Saturday night was great–dreaming, organizing. I love to cast vision…I love to dream big dreams with friends. What excites me is that the dreams that we discussed may just come true one day.
Sunday. Where to begin? Tropical Storm Barry held off his hand until 3PMish…which was a blessing. I have to brag on my church. I spent a couple of hours trying to put people into places where they could serve. Honestly, walking in, we had a lot of people and a lot of places to serve. But God opened the door for nearly everyone…all 45 of us…to be free. I had a group of ladies handing out food to the elderly. I had a group of gentlemen “monitoring” a fishing contest. I had a couple of people hanging out with kids on those big, bouncy things. But then…I had an army of people being the church. Popcorn was popped and walked around the picnic. We didn’t wait for people to come to us. We went to the people. We gave out loads of popcorn. Our popcorn poppers were covered in that yellow film…if you’ve ever worked a popcorn machine, you know what I’m talking about. Nearly everyone had a smile on their face. We ate. We kibbitzed. We had a blast.
I have to admit to you. At about 11AM, I was freaking out, thinking about everything that had to be done. At 11:45 I was wondering who killed chivarly as I walked past groups of men loitering as Colleen and I carried the popcorn maker to it’s home for a few hours.

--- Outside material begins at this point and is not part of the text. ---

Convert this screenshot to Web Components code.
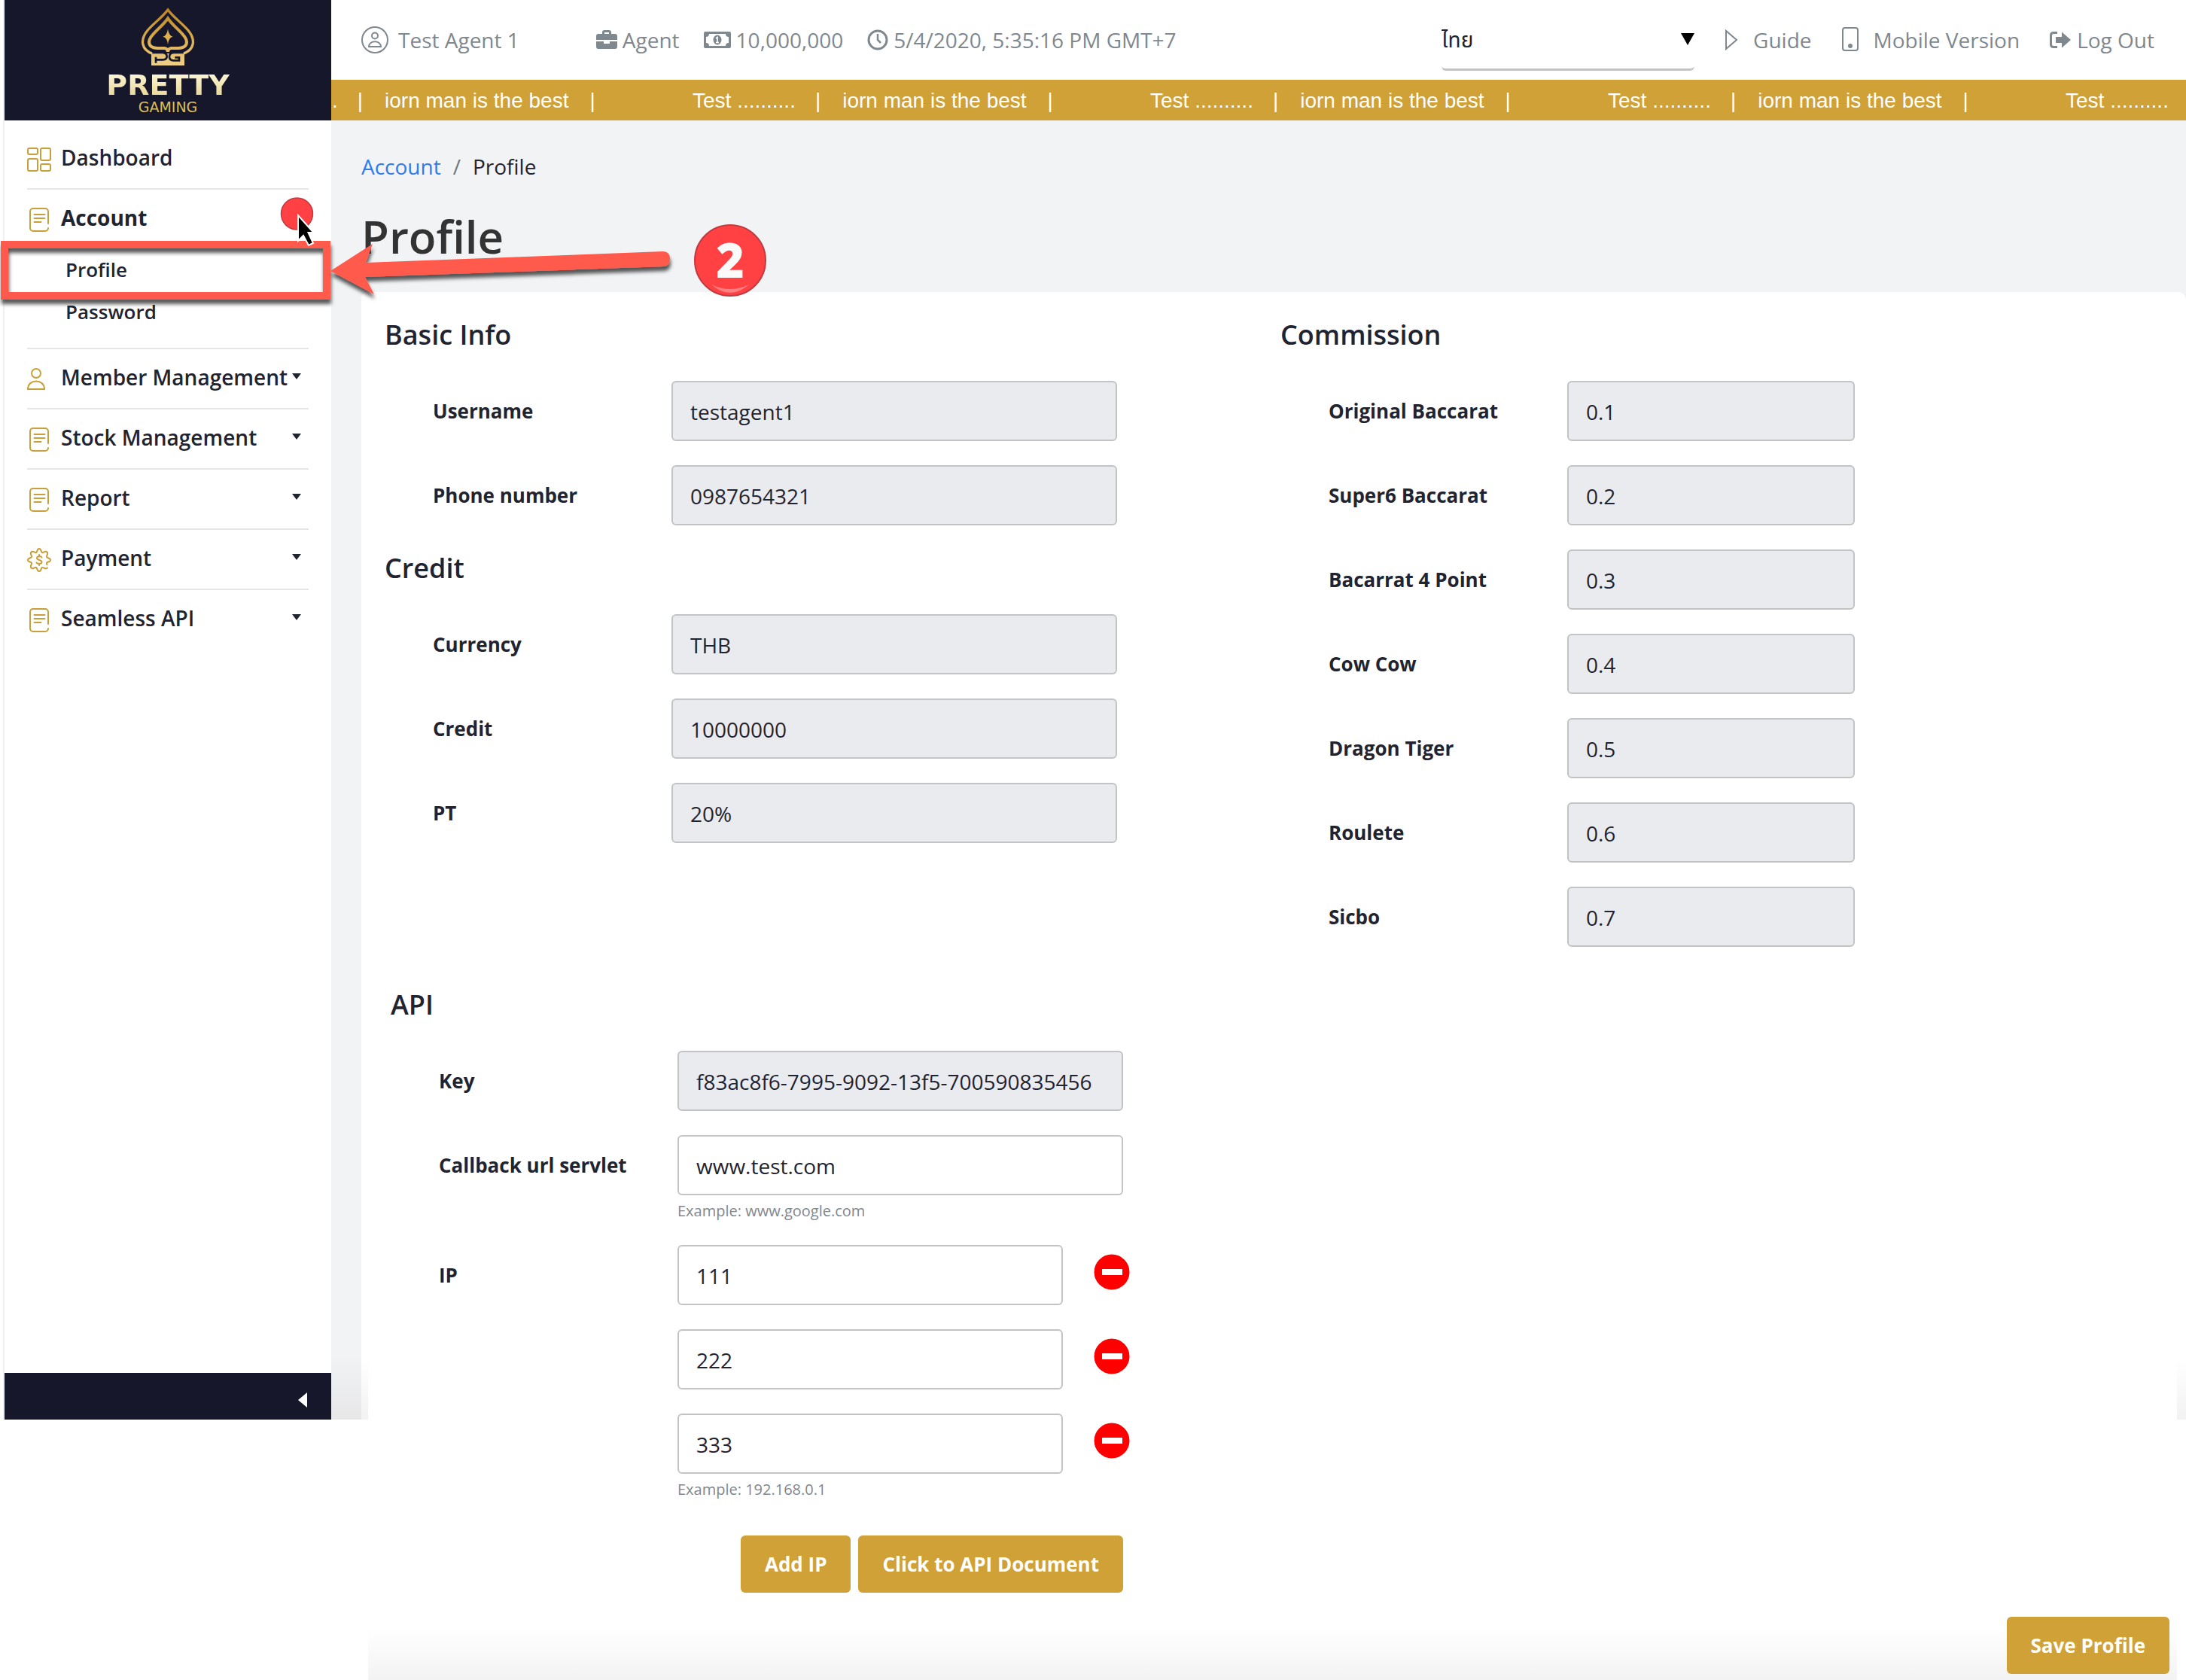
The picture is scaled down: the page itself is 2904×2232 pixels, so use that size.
<!DOCTYPE html>
<html lang="en">
<head>
<meta charset="utf-8">
<title>Pretty Gaming - Profile</title>
<style>
  html { background: #fff; }
  body {
    margin: 0;
    font-family: "Open Sans", "Noto Sans", sans-serif;
    font-size: 28px;
    color: #1f2430;
    --gold: #cfa137;
    --navy: #17172b;
    --muted: #7f888f;
    --canvas: #f1f3f5;
    --line: #c1c3c6;
    --fold: 1886px;
  }
</style>
</head>
<body>
<app-shell>
  <side-nav slot="nav">
    <nav-item icon="grid" label="Dashboard"></nav-item>
    <nav-item icon="doc" label="Account" active>
      <a href="#profile">Profile</a>
      <a href="#password">Password</a>
    </nav-item>
    <nav-item icon="user" label="Member Management" caret></nav-item>
    <nav-item icon="doc" label="Stock Management" caret></nav-item>
    <nav-item icon="doc" label="Report" caret></nav-item>
    <nav-item icon="gear" label="Payment" caret></nav-item>
    <nav-item icon="doc" label="Seamless API" caret></nav-item>
  </side-nav>
  <top-bar slot="top"></top-bar>
  <news-ticker slot="top"></news-ticker>
  <profile-page></profile-page>
</app-shell>
<step-callout></step-callout>

<script>
const define = (name, html, setup) => {
  const template = document.createElement('template');
  template.innerHTML = '<style>:host,*{box-sizing:border-box}</style>' + html;
  customElements.define(name, class extends HTMLElement {
    connectedCallback() {
      if (this.shadowRoot) return;
      const root = this.attachShadow({ mode: 'open' });
      root.append(template.content.cloneNode(true));
      if (setup) setup(this, root);
    }
  });
};

const icons = {
  grid: '<svg width="32" height="32" viewBox="0 0 32 32" fill="none" stroke="currentColor" stroke-width="2"><rect x="1" y="1" width="13" height="8" rx="2"/><rect x="18" y="1" width="13" height="16" rx="2"/><rect x="1" y="15" width="13" height="16" rx="2"/><rect x="18" y="22" width="13" height="9" rx="2"/></svg>',
  doc: '<svg width="32" height="32" viewBox="0 0 32 32" fill="none" stroke="currentColor" stroke-width="2" stroke-linecap="round"><path d="M28 21V5a4 4 0 0 0-4-4H8a4 4 0 0 0-4 4v22a4 4 0 0 0 4 4h16a4 4 0 0 0 4-4"/><path d="M9.500 9h14M9.500 14h14M9.500 19h9"/></svg>',
  user: '<svg width="32" height="32" viewBox="0 0 32 32" fill="none" stroke="currentColor" stroke-width="2"><circle cx="12" cy="8" r="6"/><path d="M1 29C1 15 23 15 23 29Z"/></svg>',
  gear: '<svg width="32" height="32" viewBox="0 0 32 32" fill="none" stroke="currentColor" stroke-width="2" stroke-linecap="round" stroke-linejoin="round"><path d="M27 26.500C24 29 22 25 20 26C18 27 19 31 16 31C13 31 14 27 12 26C10 25 8 29 5.500 26.500C3 24 7 22 6 20C5 18 1 19 1 16C1 13 5 14 6 12C7 10 3 8 5.500 5.500C8 3 10 7 12 6C14 5 13 1 16 1C19 1 18 5 20 6C22 7 24 3 26.500 5.500C29 8 25 10 26 12C27 14 31 13 31 16C31 19 27 18 26 20C25.500 21 26 21.500 26.500 22"/><path d="M19.500 12.500C18.500 10.500 13 10.500 13 13.500C13 16.500 19.500 15.500 19.500 18.700C19.500 21.700 13.500 21.700 12.500 19.500M16 9v2.500M16 20.500V23"/></svg>'
};

define('brand-logo', `
<style>
  :host { display: flex; flex-direction: column; align-items: center; height: 160px; padding-top: 9px; background: var(--navy); }
  svg { display: block; }
  b { font: bold 38px/40px "DejaVu Sans", sans-serif; margin-top: 5px;
      background: linear-gradient(#fffbe0, #e5d18a); -webkit-background-clip: text; background-clip: text; color: transparent; }
  span { font: 19px/18px "DejaVu Sans", sans-serif; color: #dbbd58; }
</style>
<svg width="74" height="79" viewBox="165 26 222 237" fill="none">
  <defs><linearGradient id="g" gradientUnits="userSpaceOnUse" x1="0" y1="30" x2="0" y2="260"><stop offset="0" stop-color="#bb8420"/><stop offset=".5" stop-color="#d8a94a"/><stop offset="1" stop-color="#efd287"/></linearGradient></defs>
  <path d="M276 38C254 68 221 90 196 119C163 158 171 198 215 213V255H337V213C381 198 389 158 356 119C331 90 298 68 276 38Z" stroke="url(#g)" stroke-width="10"/>
  <path d="M276 72C258 98 236 114 217 136C189 166 200 190 234 191H262Q276 193 276 206Q276 193 290 191H318C352 190 363 166 335 136C316 114 294 98 276 72Z" stroke="url(#g)" stroke-width="12"/>
  <path d="M212 212H340V258H212Z" fill="url(#g)"/>
  <path d="M214 209H256Q272 211 272 224Q272 237 256 237H228M228 226V250M338 209H298Q282 211 282 225Q282 240 298 240H321V228H304" stroke="#17172b" stroke-width="8"/>
  <path d="M276 114Q279 142 296 145Q279 148 276 176Q273 148 256 145Q273 142 276 114Z" fill="#e0b050"/>
</svg>
<b>PRETTY</b><span>GAMING</span>`);

define('nav-item', `
<style>
  :host { display: block; border-bottom: 2px solid #e6e6e6; }
  :host(:last-of-type) { border-bottom: 0; }
  .row { display: flex; align-items: center; height: 78px; color: inherit; text-decoration: none; font-weight: 600; padding-right: 10px; }
  :host([active]) .row { font-weight: 700; }
  .icon { width: 45px; height: 34px; padding-top: 2px; color: #c99f3a; }
  .icon svg { display: block; }
  .label { flex: 1; line-height: 74px; padding-bottom: 4px; white-space: nowrap; }
  .caret { display: none; padding-bottom: 6px; }
  :host([caret]) .caret { display: flex; }
  .sub { display: none; padding: 0 0 20px 51px; }
  :host([active]) .sub { display: block; }
  ::slotted(a) { display: block; font-size: 26px; line-height: 56px; font-weight: 600; color: inherit; text-decoration: none; }
</style>
<a class="row" href="#"><span class="icon"></span><span class="label"></span>
<span class="caret"><svg width="12" height="8" viewBox="0 0 12 8"><path d="M0 0H12L6 8Z" fill="#1f2430"/></svg></span></a>
<div class="sub"><slot></slot></div>`, (el, root) => {
  root.querySelector('.icon').innerHTML = icons[el.getAttribute('icon')];
  root.querySelector('.label').textContent = el.getAttribute('label');
});

define('side-nav', `
<style>
  :host { display: flex; flex-direction: column; min-height: var(--fold); margin-left: 4px; border-left: 2px solid #eef0f5; background: #fff; }
  nav { flex: 1; padding: 12px 30px 0; }
  footer { height: 62px; background: var(--navy); display: flex; align-items: center; justify-content: flex-end; padding: 10px 32px 0; }
  button { border: 0; background: none; padding: 0; display: flex; }
</style>
<brand-logo></brand-logo>
<nav><slot></slot></nav>
<footer><button aria-label="Collapse menu"><svg width="12" height="20" viewBox="0 0 12 20"><path d="M12 0V20L0 10Z" fill="#fff"/></svg></button></footer>`);

define('top-bar', `
<style>
  :host { display: flex; align-items: center; justify-content: space-between; height: 106px; background: #fff; color: var(--muted); padding: 0 42px 0 40px; white-space: nowrap; }
  .group { display: flex; align-items: center; }
  .info { gap: 32px; }
  .links { gap: 40px; }
  .item { display: flex; align-items: center; gap: 7px; color: inherit; text-decoration: none; }
  .links .item { gap: 8px; }
  .user { gap: 13px; margin-right: 70px; }
  .links .wide { gap: 20px; }
  svg { display: block; flex: none; }
  .pick { display: flex; align-items: center; height: 82px; width: 336px; border-bottom: 3px solid #c1c3c6; border-radius: 6px; }
  select { appearance: none; flex: 1; min-width: 0; height: 70px; border: 0; padding: 0; background: none; color: #1f2430; font: 28px "Open Sans", "Noto Sans Thai", "Liberation Sans", sans-serif; }
</style>
<div class="group info">
  <span class="item user"><svg width="36" height="36" viewBox="0 0 36 36" fill="none" stroke="currentColor" stroke-width="2"><circle cx="18" cy="18" r="17"/><circle cx="18" cy="12.500" r="4"/><path d="M10 27C10 18 26 18 26 27Z"/></svg>Test Agent 1</span>
  <span class="item"><svg width="28" height="26" viewBox="0 0 28 26" fill="currentColor"><path d="M8 5V3a3 3 0 0 1 3-3h6a3 3 0 0 1 3 3v2h5a3 3 0 0 1 3 3v5H0V8a3 3 0 0 1 3-3ZM11 5h6V3h-6ZM0 15h10v3h8v-3h10v7a3 3 0 0 1-3 3H3a3 3 0 0 1-3-3Z"/></svg>Agent</span>
  <span class="item"><svg width="36" height="22" viewBox="0 0 36 22"><path fill-rule="evenodd" d="M2 0H34a2 2 0 0 1 2 2V20a2 2 0 0 1-2 2H2a2 2 0 0 1-2-2V2a2 2 0 0 1 2-2ZM7 3Q7 7 3 7V15Q7 15 7 19H29Q29 15 33 15V7Q29 7 29 3Z" fill="currentColor"/><ellipse cx="18" cy="11" rx="5.500" ry="6.500" fill="currentColor"/><path d="M16 9L18 7.500V14M16 14.500H20" stroke="#fff" stroke-width="1.600" fill="none"/></svg>10,000,000</span>
  <span class="item"><svg width="28" height="28" viewBox="0 0 28 28" fill="none" stroke="currentColor" stroke-width="3"><circle cx="14" cy="14" r="12"/><path d="M14 6V14L18 18" stroke-width="2.500"/></svg>5/4/2020, 5:35:16 PM GMT+7</span>
</div>
<div class="group links">
  <span class="pick"><select aria-label="Language"><option>ไทย</option></select><svg width="18" height="18" viewBox="0 0 18 18"><path d="M0 1H18L9 17Z" fill="#000"/></svg></span>
  <a class="item wide" href="#guide"><svg width="18" height="30" viewBox="0 0 18 30" fill="none" stroke="currentColor" stroke-width="2"><path d="M2 3V27L16 15Z"/></svg>Guide</a>
  <a class="item wide" href="#mobile"><svg width="22" height="34" viewBox="0 0 22 34" fill="none" stroke="currentColor" stroke-width="2"><rect x="1" y="1" width="20" height="30" rx="3"/><circle cx="11" cy="25" r="2" fill="currentColor"/></svg>Mobile Version</a>
  <a class="item" href="#logout"><svg width="28" height="22" viewBox="0 0 28 22"><path d="M10 1.500H5Q1.500 1.500 1.500 5V17Q1.500 20.500 5 20.500H10" fill="none" stroke="currentColor" stroke-width="3"/><path d="M8 7H16V0.500L28 11L16 21.500V15H8Z" fill="currentColor"/></svg>Log Out</a>
</div>`);

define('news-ticker', `
<style>
  :host { display: flex; height: 54px; padding-top: 2px; overflow: hidden; background: var(--gold); color: #fff; font-family: "Liberation Sans", Arial, sans-serif; line-height: 52px; white-space: nowrap; }
  .track { display: flex; }
  .story { display: flex; flex: none; width: 608px; }
  .story:first-child { width: 480px; padding-left: 1px; }
  i { font-style: normal; padding: 0 29px 0 26px; }
  i:last-child { padding: 0 0 0 28px; }
</style>
<div class="track"></div>`, (el, root) => {
  const story = lead => `<div class="story"><span>${lead}</span><i>|</i><span>iorn man is the best</span><i>|</i></div>`;
  root.querySelector('.track').innerHTML =
    story('.') + story('Test ..........').repeat(3) + '<div class="story"><span>Test ..........</span></div>';
});

define('form-section', `
<style>
  :host { display: block; }
  h2 { margin: 0 0 36px; font-size: 36px; line-height: 50px; font-weight: 600; }
  .rows { display: flex; flex-direction: column; gap: 32px; padding-left: 64px; }
</style>
<h2></h2><div class="rows"><slot></slot></div>`, (el, root) => {
  root.querySelector('h2').textContent = el.getAttribute('heading');
});

define('form-field', `
<style>
  :host { display: flex; align-items: flex-start; }
  label { flex: none; width: 317px; font-size: 26px; line-height: 80px; font-weight: 700; }
  .box { flex: 0 1 var(--field-width, 592px); min-width: 0; }
  input { display: block; width: 100%; height: 80px; padding: 2px 23px 0; border: 2px solid var(--line); border-radius: 6px; background: #fff; font: inherit; color: inherit; }
  input:read-only { background: #e9ebef; }
  small { display: block; margin-top: 8px; font-size: 20px; line-height: 26px; color: var(--muted); }
  small:empty { display: none; }
  button { display: none; margin: 12px 0 0 41px; padding: 0; border: 0; background: none; }
  :host([removable]) button { display: block; }
  svg { display: block; }
</style>
<label for="control"></label>
<div class="box"><input id="control"><small></small></div>
<button aria-label="Remove IP"><svg width="48" height="48" viewBox="0 0 48 48"><circle cx="24" cy="24" r="23.500" fill="#f00"/><rect x="11" y="20" width="27" height="8" fill="#fff"/></svg></button>`, (el, root) => {
  const input = root.querySelector('input');
  root.querySelector('label').textContent = el.getAttribute('label') || '';
  if (!el.hasAttribute('label')) input.setAttribute('aria-label', 'IP');
  input.value = el.getAttribute('value');
  input.readOnly = el.hasAttribute('locked');
  root.querySelector('small').textContent = el.getAttribute('hint') || '';
});

define('gold-button', `
<style>
  :host { display: block; }
  button { display: block; height: 76px; padding: 0 32px; border: 0; border-radius: 6px; background: var(--gold); color: #fff; font: inherit; font-size: 26px; font-weight: 700; white-space: nowrap; }
</style>
<button type="button"><slot></slot></button>`);

define('profile-page', `
<style>
  :host { display: block; padding: 40px 0 0 40px; background: linear-gradient(var(--canvas), var(--canvas) 1640px, #e7e7e8) no-repeat 0 0 / 100% calc(var(--fold) - 160px); }
  .crumbs { display: flex; gap: 16px; line-height: 42px; }
  .crumbs a { color: #2f7bea; text-decoration: none; }
  .crumbs i { font-style: normal; color: #6f7780; }
  h1 { margin: 36px 0 38px; font-size: 60px; line-height: 72px; font-weight: 600; color: #333; }
  .card { border-radius: 8px 10px 0 0; padding: 32px 13px 8px 31px;
    background:
      linear-gradient(#fff, #f2f2f2) no-repeat 0 1418px / 9px 80px,
      linear-gradient(#fff, #f2f2f2) no-repeat 100% 1418px / 12px 80px,
      linear-gradient(#fff, #f3f3f3) no-repeat 9px 100% / calc(100% - 21px) 70px,
      #fff; }
  .columns { display: grid; grid-template-columns: 1fr 1fr; }
  .stack { display: flex; flex-direction: column; gap: 32px; }
  .narrow { --field-width: 382px; }
  .api { padding: 52px 0 0 8px; }
  .ip { --field-width: 512px; }
  .actions { display: flex; justify-content: flex-end; gap: 10px; max-width: 909px; margin-top: 16px; }
  .save { display: flex; justify-content: flex-end; padding: 32px 9px 0 0; }
</style>
<nav class="crumbs"><a href="#account">Account</a><i>/</i><span>Profile</span></nav>
<h1>Profile</h1>
<div class="card">
  <div class="columns">
    <div class="stack">
      <form-section heading="Basic Info">
        <form-field label="Username" value="testagent1" locked></form-field>
        <form-field label="Phone number" value="0987654321" locked></form-field>
      </form-section>
      <form-section heading="Credit">
        <form-field label="Currency" value="THB" locked></form-field>
        <form-field label="Credit" value="10000000" locked></form-field>
        <form-field label="PT" value="20%" locked></form-field>
      </form-section>
    </div>
    <form-section heading="Commission" class="narrow">
      <form-field label="Original Baccarat" value="0.1" locked></form-field>
      <form-field label="Super6 Baccarat" value="0.2" locked></form-field>
      <form-field label="Bacarrat 4 Point" value="0.3" locked></form-field>
      <form-field label="Cow Cow" value="0.4" locked></form-field>
      <form-field label="Dragon Tiger" value="0.5" locked></form-field>
      <form-field label="Roulete" value="0.6" locked></form-field>
      <form-field label="Sicbo" value="0.7" locked></form-field>
    </form-section>
  </div>
  <form-section heading="API" class="api">
    <form-field label="Key" value="f83ac8f6-7995-9092-13f5-700590835456" locked></form-field>
    <form-field label="Callback url servlet" value="www.test.com" hint="Example: www.google.com"></form-field>
    <form-field class="ip" label="IP" value="111" removable></form-field>
    <form-field class="ip" value="222" removable></form-field>
    <form-field class="ip" value="333" hint="Example: 192.168.0.1" removable></form-field>
    <div class="actions"><gold-button>Add IP</gold-button><gold-button>Click to API Document</gold-button></div>
  </form-section>
  <div class="save"><gold-button>Save Profile</gold-button></div>
</div>`);

define('app-shell', `
<style>
  :host { display: grid; grid-template-columns: 440px minmax(0, 1fr); align-items: start; }
</style>
<slot name="nav"></slot>
<main><slot name="top"></slot><slot></slot></main>`);

/* Tutorial marks that lie over the page: highlight frame, arrow, step badges and pointer. */
define('step-callout', `
<style>
  :host { position: absolute; left: 0; top: 0; pointer-events: none; }
  svg { display: block; }
  text { font: 800 64px "Open Sans", sans-serif; }
</style>
<svg width="1040" height="420" viewBox="0 0 1040 420">
  <defs><filter id="s" x="-10%" y="-30%" width="120%" height="180%"><feDropShadow dx="1" dy="6" stdDeviation="2.500" flood-color="#000" flood-opacity=".65"/></filter></defs>
  <circle cx="394.500" cy="284" r="21" fill="#ff4144" stroke="#c03a40" stroke-width="1.500"/>
  <rect x="6" y="325" width="428" height="68" fill="none" stroke="#ff5a4c" stroke-width="10" filter="url(#s)"/>
  <path d="M396 286V320L403 313L410 326L416 323L409.500 309H416.500Z" fill="#000" stroke="#fff" stroke-width="2"/>
  <path d="M439 360L495 324L486 349L881 334Q890 334 890 344Q890 353 882 354L485 368L497 391Z" fill="#ff5a4c" filter="url(#s)"/>
  <circle cx="970" cy="346" r="47" fill="#ff4144" stroke="#c03a40" stroke-width="2"/>
  <path d="M945 378Q970 400 995 378Q970 390 945 378Z" fill="#ff7f80"/>
  <text x="970" y="369" text-anchor="middle" fill="#fafafa">2</text>
</svg>`);
</script>
</body>
</html>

But by 12:30PM, I was amazed by the people that God has placed in this church in this community. And I was humbled that He allowed me to be a part of this thing.
I learned much about myself this weekend. I pushed myself physically to the limits. I think I pushed myself spiritually to the limits. But I know more of who I am today than I did yesterday. I have my glitches, but all in all, I am beginning to see the woman that God has told me I am for the past 24 years. I am beginning to believe, with His help, that all things are truly possible.
I could write so much more. But I won’t. I think that this week I will combine the fruit of the Spirit stuff God started with lessons from this weekend.
Stay tuned.
And…go make someone’s day. Be the man or woman that God created you to be. Nothing more and nothing less.
I’ve got a problem
I have a problem. A serious problem. This weekend, The Sanctuary, my church is doing an outreach to the community. We’re volunteering to help the township in which we meet with their annual summer picnic. I have to fill about 12 slots per hour for 5 hour.
Wanna know my problem? We have 42 45 volunteers. For a church that runs between 60 and 70 people per week on average. So many people volunteered to be the church that day that I don’t know what to do with all of them. God is awesome.
Funny thing. This has been probably, decidedly one of the most difficult weeks that I have had in a long, long, long time. I’m exhausted. Work has been difficult. Home has been difficult. I feel like I’ve been walking uphill in an oxygen deprived environment.
“Problems” like this one are the reason that I get up in the morning. I love seeing what God is doing. I love that God will allow me to be a part of this thing that He’s doing in NJ even though most of the time I feel more like Jonah than a disciple. I can’t wait to see what God is going to do…tonight, tomorrow and this weekend.
But…like Chill Pastor challenged today, I’m living in this moment, today, now, not tomorrow or the next day or yesterday.